2.4 Measures of Relationships Between Variables

Why study relationships? To understand how variables covary. How? Covariance and correlation measure direction and strength. For height vs. weight, a positive correlation (r ≈ 0.8) suggests taller people tend to weigh more. Pros: Quantifies relationships. Cons: Correlation doesn’t imply causation.

Figure 3: Scatter plot of height vs. weight showing correlation.

2.5 Case Study: Mortgage Portfolio

Why analyze mortgages? To assess risk and performance. How? A bank’s portfolio of 100 loans has loan amounts (mean = $200,000, σ = $50,000) and interest rates (mean = 4%, σ = 0.5%). Box plots show loan amount spread (Q1 = $175,000, Q3 = $225,000, outliers at $300,000). z-scores flag high-risk loans (e.g., $275,000 has z = 1.5).

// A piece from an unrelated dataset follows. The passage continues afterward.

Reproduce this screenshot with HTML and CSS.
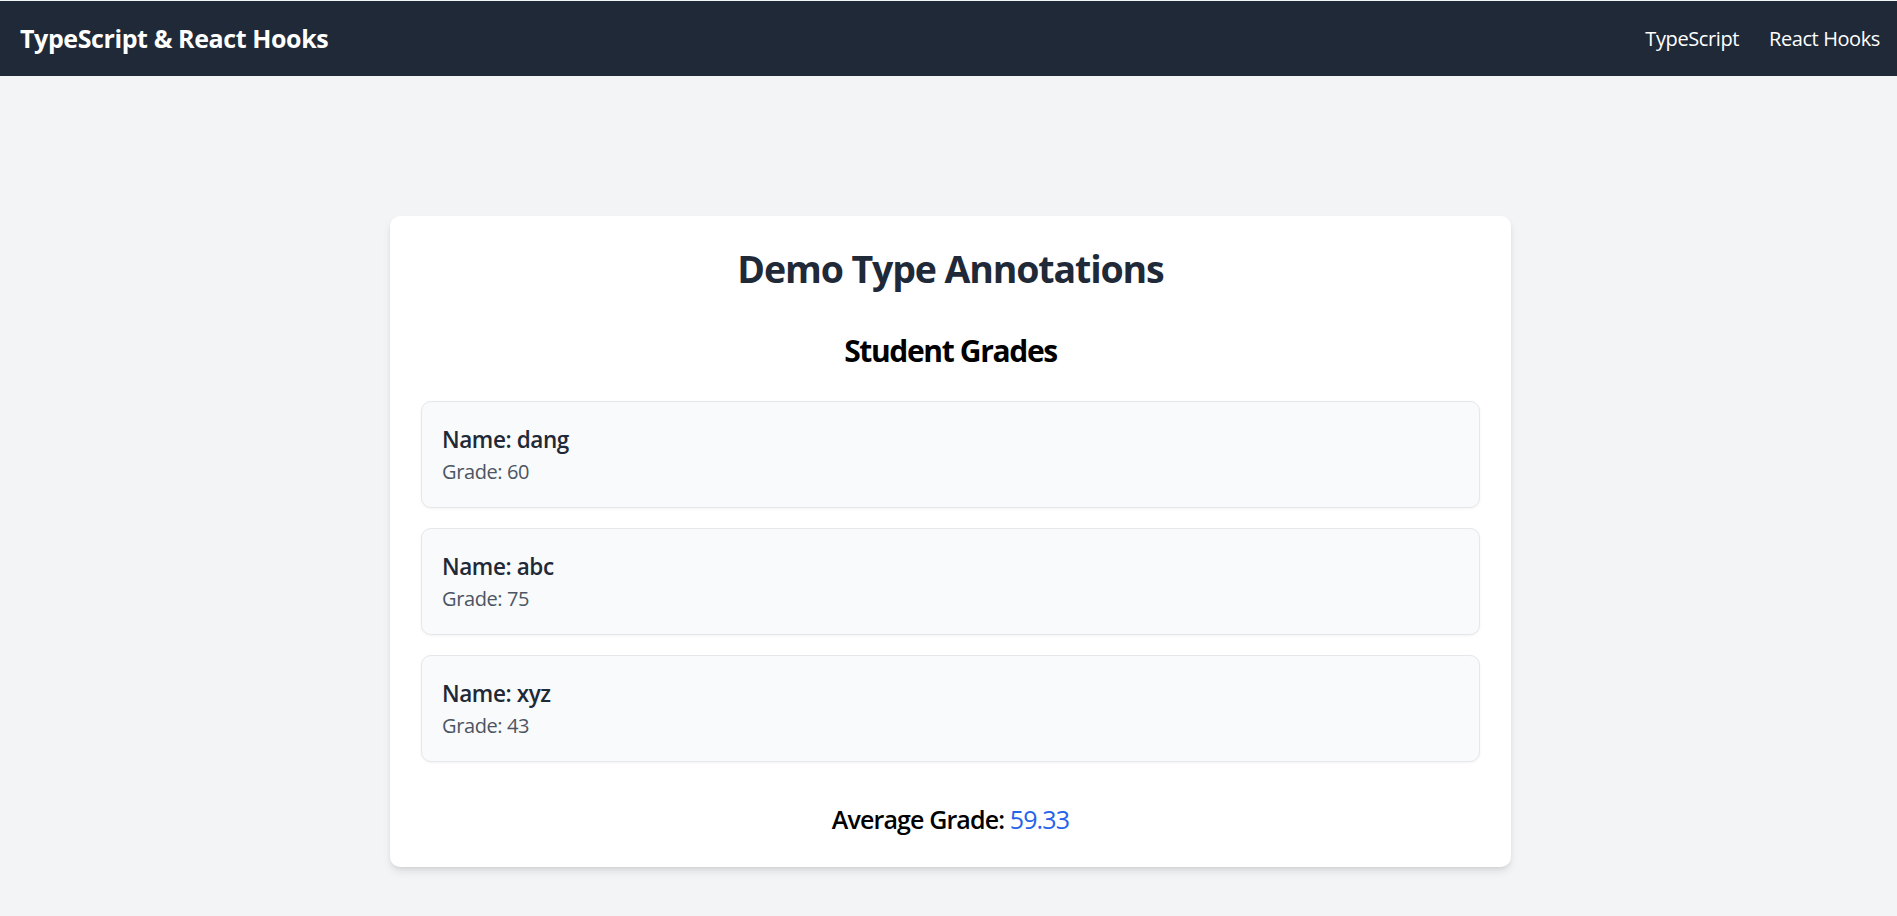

Correlation between amount and rate (r = -0.3) suggests larger loans have slightly lower rates. Weighted mean accounts for loan size in portfolio return.

Table 1: Summary Statistics for Mortgage Portfolio
Variable	Mean	Standard Deviation	Q1	Q3
Loan Amount	$200,000	$50,000	$175,000	$225,000
Interest Rate	4%	0.5%	3.75%	4.25%

2.6 Questions

Why are mean, median, and mode used, and how do they differ in the mortgage case study?
How does distribution shape affect the choice of central tendency measure? Give an example from the case study.
Why is the geometric mean useful for investment returns, and how is it calculated?
How are percentiles and quartiles computed, and why were they useful for loan amounts?
Why use box-and-whisker plots, and how did they reveal outliers in the mortgage portfolio?
How are variance and standard deviation calculated, and why are they important for loan risk?
Why use the coefficient of variation, and how does it compare loan amount vs. interest rate variability?
How do Chebyshev’s Theorem and the Empirical Rule differ, and why apply them to loan amounts?
How are z-scores used in the case study, and why do they help identify high-risk loans?
Why use a weighted mean for grouped data, and how was it applied to the portfolio?
How does correlation measure relationships, and why was the loan amount vs. rate correlation negative?